ROME – During the month of March, Pope Francis has asked believers to pray for Christians around the world who may face death for making the sign of the cross, reading the Bible, going to Mass on Sunday, or generally expressing their faith in public.

“It might be hard for us to believe, but there are more martyrs today than in the first centuries,” Francis says in this month’s edition of “The Pope Video.”

Christians are being killed he says, because “they speak the truth and proclaim Jesus Christ,” risking oppression and physical harm even “in countries where, in theory and on paper, they protect freedom and human rights.”

According to the papal foundation Aid to the Church in Need, the fundamental human right of religious freedom is gravely threatened in 38 countries.

“In many places around the world, religious freedom isn’t an idea; it’s a question of survival,” said Thomas Heine-Geldern, executive president of ACN. “It’s not about whether you feel more or less comfortable with the ideological foundations underlying religious freedom; it’s about how to avoid a bloodbath!”

A statement released by The Pope’s Worldwide Prayer Network accompanying the video, released on Tuesday, details some of the most recent attacks against Christians, including a bombing during Mass at the Cathedral of Jolo in the Philippines, where 23 people were killed. It also notes that 40 missionaries were murdered in 2018, 35 of whom were priests.

“Some cases have gotten more media coverage, such as that of Asia Bibi, the Pakistani mother accused of blasphemy, condemned to death and then freed after 9 years of prison,” the statement reads. “There’s also the case of the 21 Egyptians who were decapitated in 2015, and the massacre at Pershawar in December of 2014, when more than 130 students were massacred.”

Yet most cases go unnoticed, the group said, as they’re too many to track down. Hence Francis’s decision to make the papal prayer intention for the month of March the Christian communities, “especially those who are persecuted,” so they “feel that they are close to Christ and have their rights respected.”

According to a 2018 report by Open Doors USA, there are more than 215 million Christians persecuted worldwide, and one in 12 live in countries where Christianity is “illegal, forbidden, or punished.”

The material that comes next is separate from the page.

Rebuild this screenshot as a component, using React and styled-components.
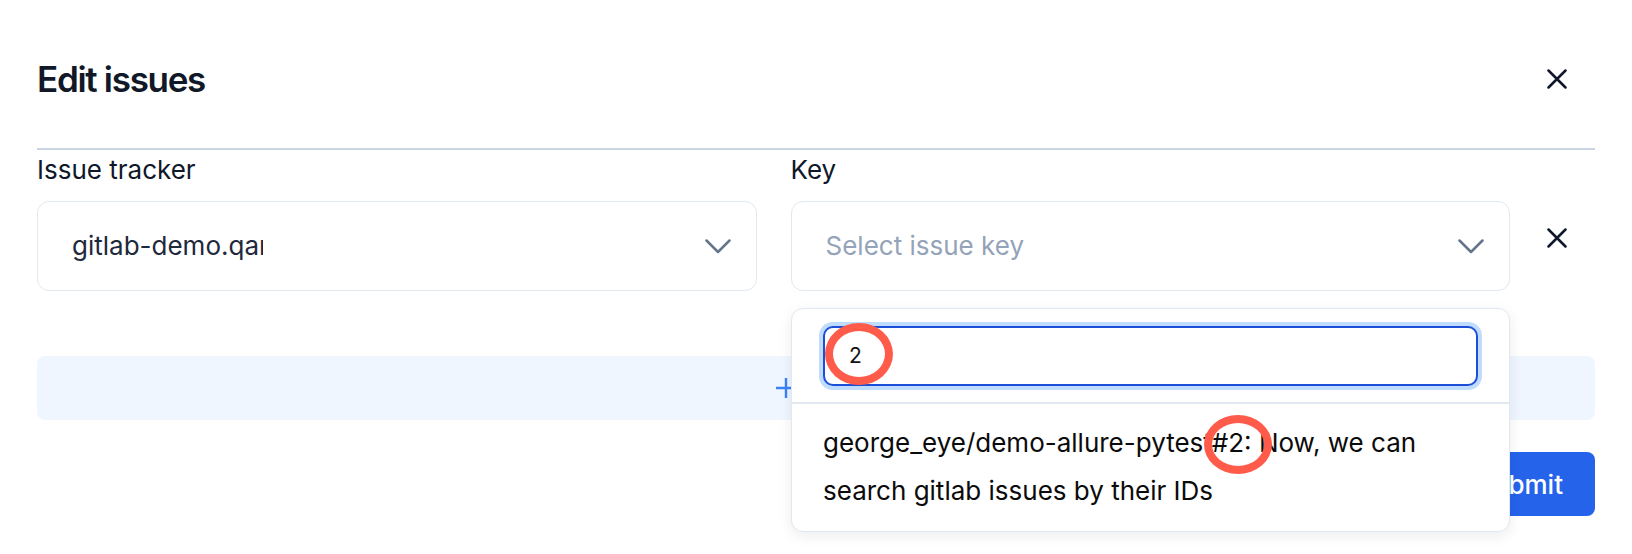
import React from 'react';
import styled, { createGlobalStyle } from 'styled-components';

const Global = createGlobalStyle`
  html, body { margin: 0; padding: 0; background: #ffffff; }
  body {
    font-family: Inter, "Noto Sans", sans-serif;
    color: #0f172a;
    -webkit-font-smoothing: antialiased;
  }
  * { box-sizing: border-box; }
`;

const Modal = styled.div`
  position: relative;
  width: 1632px;
  height: 554px;
  padding: 0 37px;
  overflow: hidden;
  background: #ffffff;
`;

const Header = styled.header`
  display: flex;
  align-items: center;
  justify-content: space-between;
  padding: 57px 28px 47px 0;
  border-bottom: 2px solid #cbd5e1;
`;

const Title = styled.h2`
  margin: 0;
  font-size: 35px;
  line-height: 44px;
  font-weight: 600;
  letter-spacing: -1.3px;
  color: #111827;
`;

const IconButton = styled.button`
  display: flex;
  align-items: center;
  justify-content: flex-start;
  padding: 0;
  margin: ${(p) => p.$margin || '0'};
  border: 0;
  background: none;
  cursor: pointer;
  color: #0f172a;
  align-self: ${(p) => p.$align || 'auto'};
`;

const Row = styled.div`
  display: grid;
  grid-template-columns: 1fr 1fr 51px;
  column-gap: 34px;
  margin-top: 4px;
`;

const Field = styled.div`
  position: relative;
  display: flex;
  flex-direction: column;
  gap: 15px;
`;

const Label = styled.label`
  font-size: 26px;
  line-height: 32px;
  font-weight: 400;
  color: #0f172a;
`;

const SelectBox = styled.div`
  display: flex;
  align-items: center;
  justify-content: space-between;
  height: 90px;
  padding: 0 25px 0 34px;
  border: 1.5px solid #e2e8f0;
  border-radius: 12px;
  background: #ffffff;
`;

const SelectValue = styled.span`
  display: block;
  max-width: ${(p) => (p.$clip ? `${p.$clip}px` : 'none')};
  overflow: hidden;
  white-space: nowrap;
  font-size: 26px;
  line-height: 32px;
  color: ${(p) => (p.$placeholder ? '#94a3b8' : '#1e293b')};
`;

const AddBar = styled.button`
  display: flex;
  align-items: center;
  justify-content: center;
  gap: 10px;
  width: 100%;
  height: 64px;
  margin-top: 65px;
  border: 0;
  border-radius: 8px;
  background: #eff6ff;
  color: #3b82f6;
  font-family: inherit;
  font-size: 26px;
  cursor: pointer;
`;

const Footer = styled.div`
  display: flex;
  justify-content: flex-end;
  margin-top: 32px;
`;

const SubmitButton = styled.button`
  height: 64px;
  padding: 0 32px;
  border: 0;
  border-radius: 8px;
  background: #2563eb;
  color: #ffffff;
  font-family: inherit;
  font-size: 26px;
  font-weight: 500;
  cursor: pointer;
`;

const Dropdown = styled.div`
  position: absolute;
  top: calc(100% + 17px);
  left: 0;
  right: 0;
  z-index: 10;
  border: 1.5px solid #e2e8f0;
  border-radius: 12px;
  background: #ffffff;
  box-shadow: 0 4px 14px rgba(15, 23, 42, 0.08);
`;

const SearchArea = styled.div`
  padding: 16.5px 31px 16px 31.5px;
  border-bottom: 2px solid #e2e8f0;
`;

const SearchInput = styled.input`
  display: block;
  width: 100%;
  height: 60px;
  padding: 0 24px;
  border: 2px solid #1d4ed8;
  border-radius: 10px;
  box-shadow: 0 0 0 4px #bfdbfe;
  outline: none;
  font-family: inherit;
  font-size: 21px;
  color: #111111;
  background: #ffffff;
`;

const Option = styled.div`
  padding: 15px 31px 16px 31.5px;
  font-size: 26px;
  line-height: 48px;
  color: #0b0b0b;
`;

const Annotation = styled.div`
  position: absolute;
  left: ${(p) => p.$x}px;
  top: ${(p) => p.$y}px;
  width: ${(p) => p.$w}px;
  height: ${(p) => p.$h}px;
  border: 8px solid #ff5b4b;
  border-radius: 50%;
  z-index: 20;
  pointer-events: none;
`;

const CloseIcon = () => (
  <svg width="20" height="20" viewBox="0 0 20 20" fill="none">
    <path d="M1.5 1.5 L18.5 18.5 M18.5 1.5 L1.5 18.5" stroke="currentColor" strokeWidth="2.5" strokeLinecap="round" />
  </svg>
);

const Chevron = () => (
  <svg width="26" height="15" viewBox="0 0 26 15" fill="none">
    <path d="M1.5 1.5 L13 13 L24.5 1.5" stroke="#64748b" strokeWidth="2.5" strokeLinecap="round" strokeLinejoin="round" />
  </svg>
);

const PlusIcon = () => (
  <svg width="20" height="20" viewBox="0 0 20 20" fill="none">
    <path d="M10 0 V20 M0 10 H20" stroke="#3b82f6" strokeWidth="2.4" />
  </svg>
);

export default function App() {
  return (
    <>
      <Global />
      <Modal>
        <Header>
          <Title>Edit issues</Title>
          <IconButton aria-label="Close">
            <CloseIcon />
          </IconButton>
        </Header>

        <Row>
          <Field>
            <Label>Issue tracker</Label>
            <SelectBox>
              <SelectValue $clip={191}>gitlab-demo.qameta.io</SelectValue>
              <Chevron />
            </SelectBox>
          </Field>
          <Field>
            <Label>Key</Label>
            <SelectBox>
              <SelectValue $placeholder>Select issue key</SelectValue>
              <Chevron />
            </SelectBox>
            <Dropdown>
              <SearchArea>
                <SearchInput defaultValue="2" />
              </SearchArea>
              <Option>george_eye/demo-allure-pytest#2: Now, we can search gitlab issues by their IDs</Option>
            </Dropdown>
          </Field>
          <IconButton aria-label="Remove" $align="start" $margin="74px 0 0 3px">
            <CloseIcon />
          </IconButton>
        </Row>

        <AddBar>
          <PlusIcon />
          <span>Add</span>
        </AddBar>

        <Footer>
          <SubmitButton>Submit</SubmitButton>
        </Footer>

        <Annotation $x={825} $y={323} $w={68} $h={62} />
        <Annotation $x={1204} $y={415} $w={68} $h={59} />
      </Modal>
    </>
  );
}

The countries where Christians face constant danger are found on every continent: from North Korea and China in Asia, to Nigeria and Somalia in Africa, with Pakistan, Afghanistan, Iraq, Iran and Syria in the Middle East and also countries such as Colombia and Mexico in the Americas.

The Pope’s Worldwide Prayer Network, founded in 1844 as the Apostleship of Prayer, is a Jesuit-run initiative to encourage prayer on a specific papal intention each month.